People pour out wishes for empty Liberty building
LIBERTY — Bland sheets of plywood stretched across the entrance of the former Liberty Theater and connected storefronts in the center of Main Street.
Where others saw a row of depressing closed storefronts in the heart of their village, Akira and Ellie Ohiso spotted an opportunity.
They painted the dull white wood black, lettered “I would like to see this storefront become ”»” in Spanish and English, and left colored chalk behind for people to scribble away their ideas.
Akira is the president and editor and wife Ellie the publisher of Green Door Magazine, a Sullivan County-based journal dedicated to responsible living in the Catskills and Hudson Valley.
The Ohisos say the project extends the magazine’s mission, to get people thinking about their community and making positive changes.
But they also say they did it because they live in the village and don’t want to drive or walk past boring blank boards for the next several months.
“There is some type of psychological impact to walking past vacant stores every day,” Ellie said. She said people grow apathetic and tend to get used to seeing closed buildings.
“Art,” she said, “has a way of making a psychological impact for the positive.”
Stephanie Eisenberg owns the property on South Main Street. She plans to renovate the former movie theater into a performing arts space, and create retail stores.
It is unclear, however, how long that project will take to get going.
Akira Ohiso said the wall will stay up for at least six months and possibly the duration of the construction project.
They finished the wall on Jan. 13 after obtaining the owner’s permission. Within a couple hours, people were scribbling away, Akira said. It has been a hit with young people.
Most of the wall is covered with comments in multicolored chalk. A skateboard store, youth center and game room are the most repeated requests. Others wrote: “hair shop,” “teen pregnancy prevention center,” “semi private youth pool hall,” or simply “something amazing and unexpected.”
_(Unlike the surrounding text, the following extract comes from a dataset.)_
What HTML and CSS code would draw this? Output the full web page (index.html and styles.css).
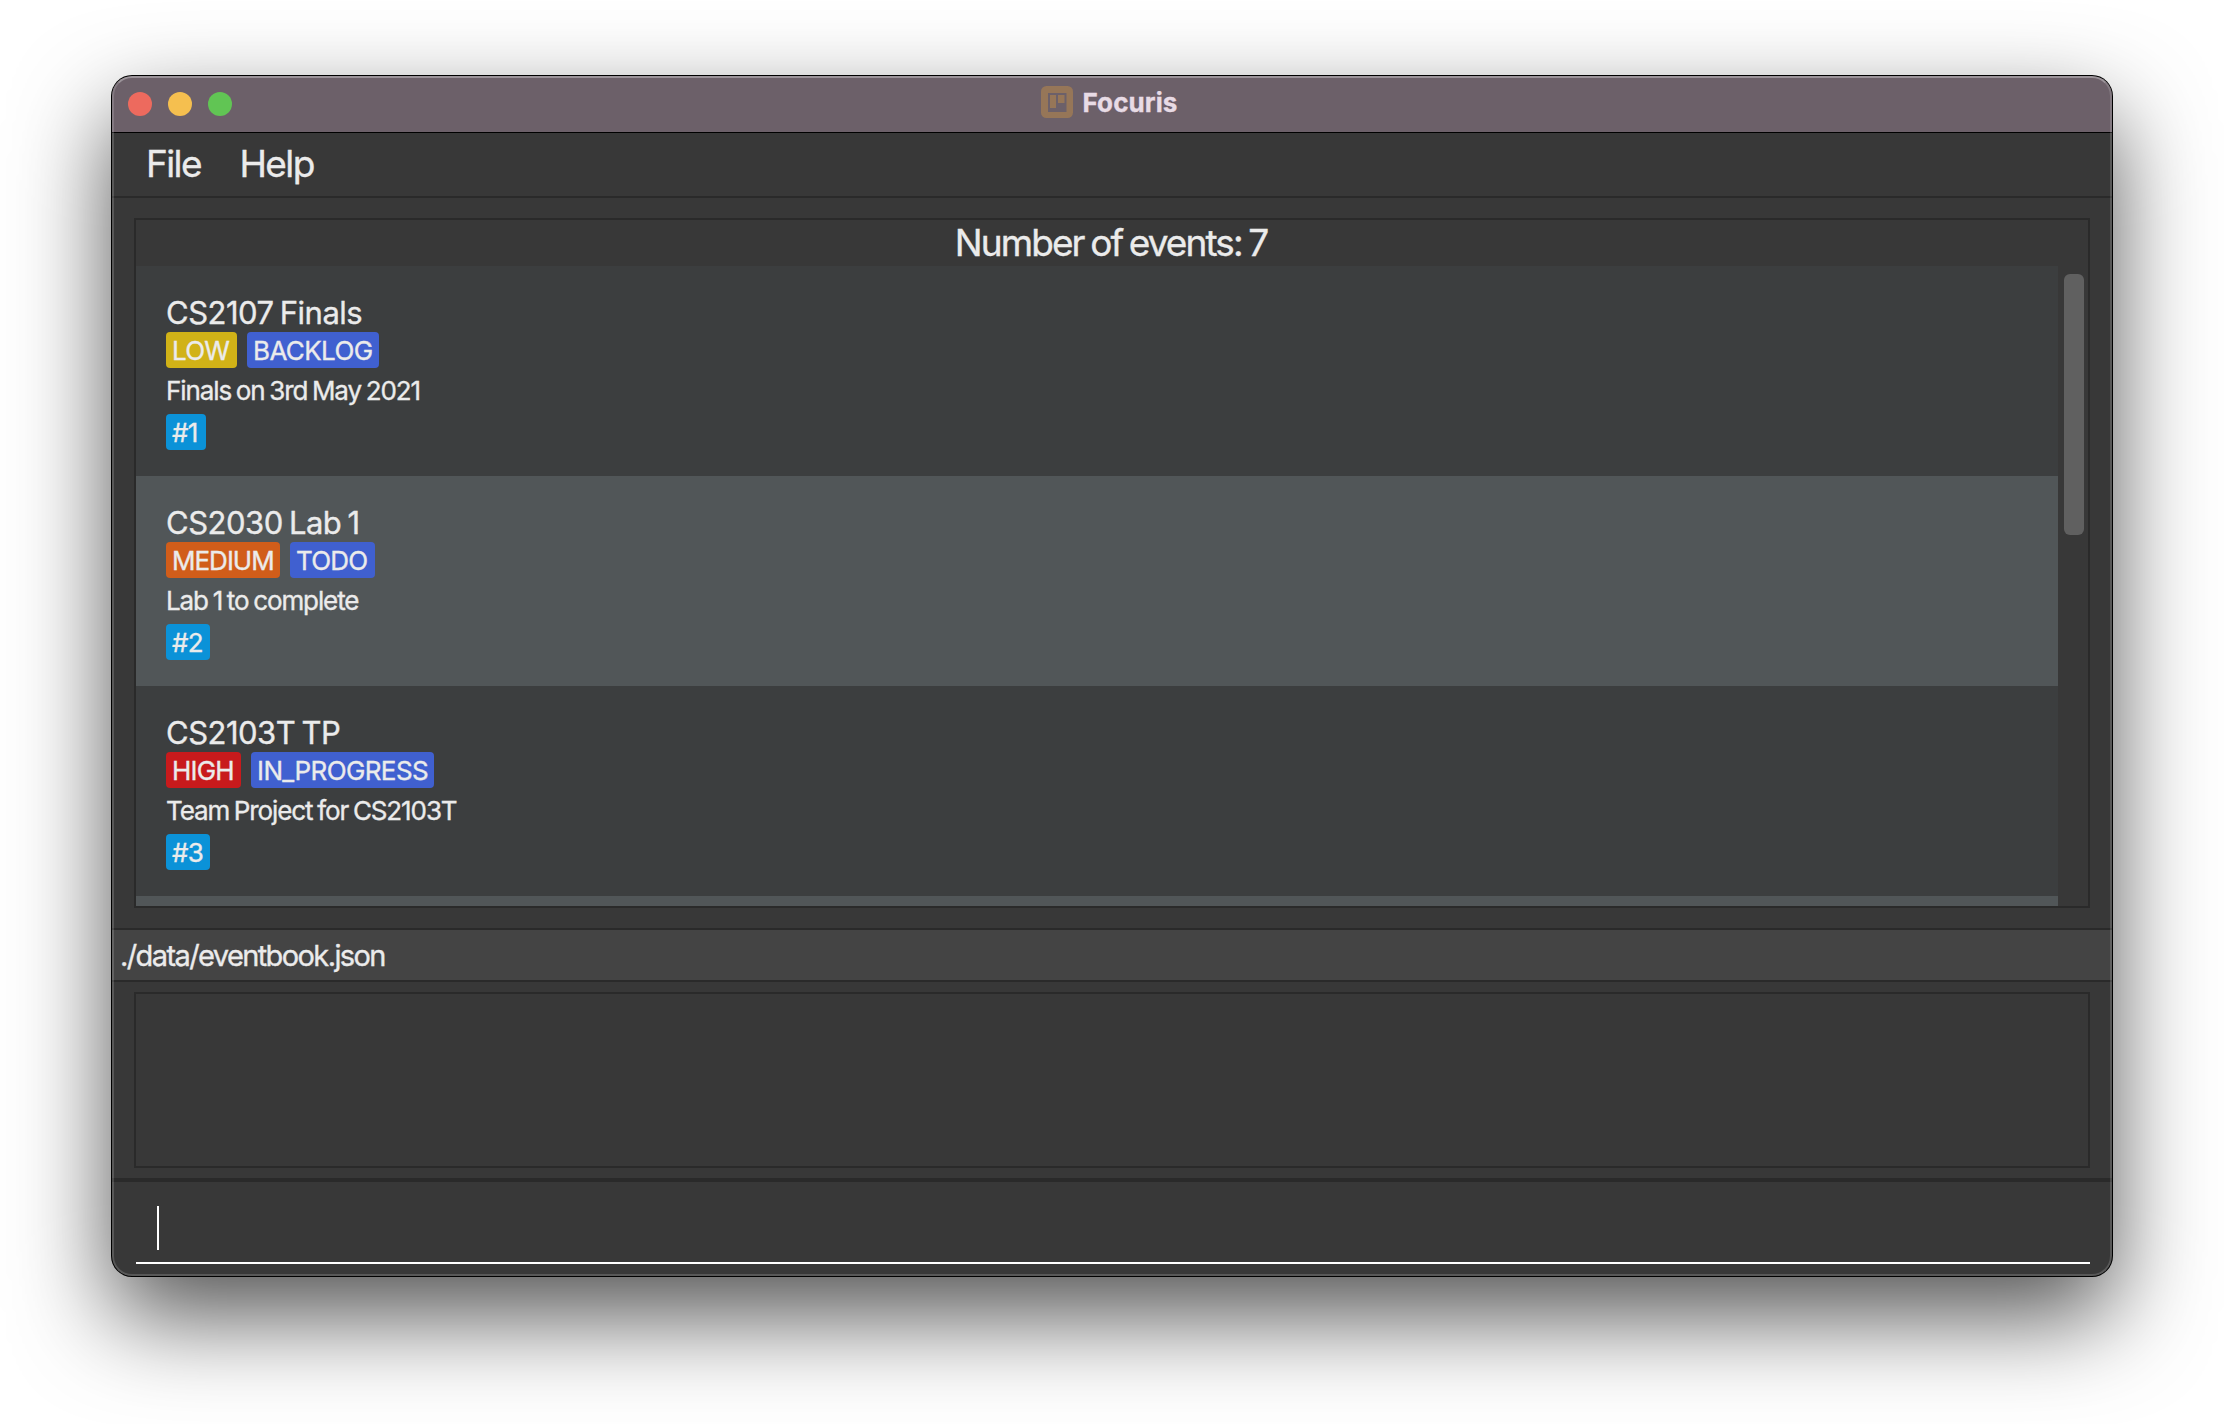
FILE: index.html
```html
<!DOCTYPE html>
<html lang="en">
<head>
<meta charset="utf-8">
<title>Focuris</title>
<link rel="stylesheet" href="styles.css">
</head>
<body>
<div class="window">
  <header class="titlebar">
    <div class="lights"><i class="light close"></i><i class="light minimize"></i><i class="light zoom"></i></div>
    <div class="title">
      <svg class="app-icon" viewBox="0 0 32 32" width="32" height="32">
        <rect width="32" height="32" rx="5.5" fill="#967658"/>
        <path fill="#6c6069" d="M7 7h18.500v19H7z"/>
        <path fill="#967658" d="M9 9h6v13H9zM17 9h6.500v8H17z"/>
      </svg>
      <span class="name">Focuris</span>
    </div>
  </header>
  <nav class="menubar"><span>File</span><span>Help</span></nav>
  <main class="main">
    <section class="panel">
      <h1 class="count">Number of events: 7</h1>
      <div class="scroll">
        <div class="list">
          <article class="event">
            <h2>CS2107 Finals</h2>
            <div class="tags"><span class="tag low">LOW</span><span class="tag status backlog">BACKLOG</span></div>
            <p>Finals on 3rd May 2021</p>
            <span class="tag id first">#1</span>
          </article>
          <article class="event alt">
            <h2>CS2030 Lab 1</h2>
            <div class="tags"><span class="tag medium">MEDIUM</span><span class="tag status todo">TODO</span></div>
            <p>Lab 1 to complete</p>
            <span class="tag id">#2</span>
          </article>
          <article class="event">
            <h2>CS2103T TP</h2>
            <div class="tags"><span class="tag high">HIGH</span><span class="tag status in-progress">IN_PROGRESS</span></div>
            <p>Team Project for CS2103T</p>
            <span class="tag id">#3</span>
          </article>
          <article class="event alt"></article>
        </div>
        <div class="scrollbar"><div class="thumb"></div></div>
      </div>
    </section>
  </main>
  <div class="path">./data/eventbook.json</div>
  <section class="result"><div class="result-box"></div></section>
  <footer class="command"><div class="field"><i class="caret"></i></div></footer>
</div>
</body>
</html>
```
FILE: styles.css
```css
* { box-sizing: border-box; margin: 0; padding: 0; }

body {
  width: 2224px;
  height: 1424px;
  padding: 76px 112px;
  overflow: hidden;
  background: #fff;
  color: #ebebeb;
  font-family: Inter, "Liberation Sans", sans-serif;
  white-space: nowrap;
  -webkit-text-stroke: 0.35px currentColor;
}

.window {
  position: relative;
  display: flex;
  flex-direction: column;
  width: 2000px;
  height: 1200px;
  border-radius: 20px;
  overflow: hidden;
  background: #383838;
  box-shadow: 0 0 0 1px #000, 0 40px 96px rgba(0, 0, 0, 0.68);
}

/* light rim along the inside of the window edge */
.window::after {
  content: "";
  position: absolute;
  inset: 0;
  border-radius: 20px;
  border: 2px solid rgba(255, 255, 255, 0.16);
  border-top-color: rgba(255, 255, 255, 0.32);
}

.titlebar {
  display: grid;
  grid-template-columns: 1fr auto 1fr;
  height: 57px;
  background: #6c6069;
  border-bottom: 1px solid #000;
}

.lights { display: flex; gap: 16px; padding: 16px; }
.light { width: 24px; height: 24px; border-radius: 50%; }
.close { background: #ed6a5e; }
.minimize { background: #f5bf4f; }
.zoom { background: #61c554; }

.title { display: flex; gap: 9px; padding: 10px 5px 0 0; color: #e8dbe5; }
.name { font-size: 26px; font-weight: 700; line-height: 34px; letter-spacing: 0.1px; }

.menubar {
  display: flex;
  gap: 38.5px;
  height: 65px;
  padding-left: 34px;
  border-bottom: 2px solid #2a2a2a;
  font-size: 37px;
  line-height: 62px;
  letter-spacing: -1.6px;
}

.main { padding: 20px 22px; height: 730px; }

.panel {
  display: flex;
  flex-direction: column;
  height: 690px;
  border: 2px solid #2a2a2a;
}

.count {
  height: 46px;
  padding-right: 2px;
  text-align: center;
  font-size: 37px;
  font-weight: 400;
  line-height: 46px;
  letter-spacing: -1.9px;
  word-spacing: -2px;
}

.scroll { display: flex; height: 640px; }
.list { flex: none; width: 1922px; overflow: hidden; }

.event { height: 210px; padding: 30px; background: #3c3e3f; }
.alt { background: #515658; }

.event h2 {
  height: 36px;
  font-size: 31px;
  font-weight: 400;
  line-height: 34px;
  letter-spacing: -0.5px;
  word-spacing: -2px;
}

.tags { display: flex; gap: 10px; }

.tag {
  display: inline-block;
  width: 44px;
  height: 36px;
  padding-left: 6px;
  border-radius: 4px;
  font-size: 26px;
  line-height: 37px;
  letter-spacing: -0.8px;
}

.low { width: 71px; background: #d1b217; }
.medium { width: 114px; background: #d15d1a; letter-spacing: -1px; }
.high { width: 75px; background: #c81a1c; }
.status { background: #4060d0; }
.backlog { width: 132px; letter-spacing: -0.6px; }
.todo { width: 85px; }
.in-progress { width: 183px; letter-spacing: -0.6px; }
.id { background: #0b92d8; }
.first { width: 40px; }

.event p {
  height: 46px;
  font-size: 26px;
  line-height: 46px;
  letter-spacing: -1.1px;
  word-spacing: -1.5px;
}

.scrollbar { padding: 8px 0 0 6px; }
.thumb { width: 20px; height: 261px; border-radius: 6px; background: #606060; }

.path {
  height: 54px;
  padding-left: 8px;
  border: solid #2a2a2a;
  border-width: 2px 0;
  background: #444;
  font-size: 29px;
  line-height: 51px;
  letter-spacing: -1.6px;
}

.result { height: 200px; padding: 10px 22px; border-bottom: 4px solid #2a2a2a; }
.result-box { height: 176px; border: 2px solid #2a2a2a; }

.command { padding: 24px 22px 0 24px; }
.field { height: 58px; padding-left: 21px; border-bottom: 2px solid #fff; }
.caret { display: block; width: 2px; height: 44px; background: #fff; }
```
Ellie Ohiso said once the wall is filled with comments, they’ll erase them so people can keep writing. They monitor the content to ensure no foul language is on display.
The idea was based on artist Candy Chang’s “Before I Die” series, where people have expressed their feelings and aspirations in public spaces. Chang created the first wall on an abandoned house in New Orleans, after she lost a loved one.
Liberty’s wall has been featured on the Web page beforeidie.cc with other walls in the series as far flung as Australia and the Netherlands.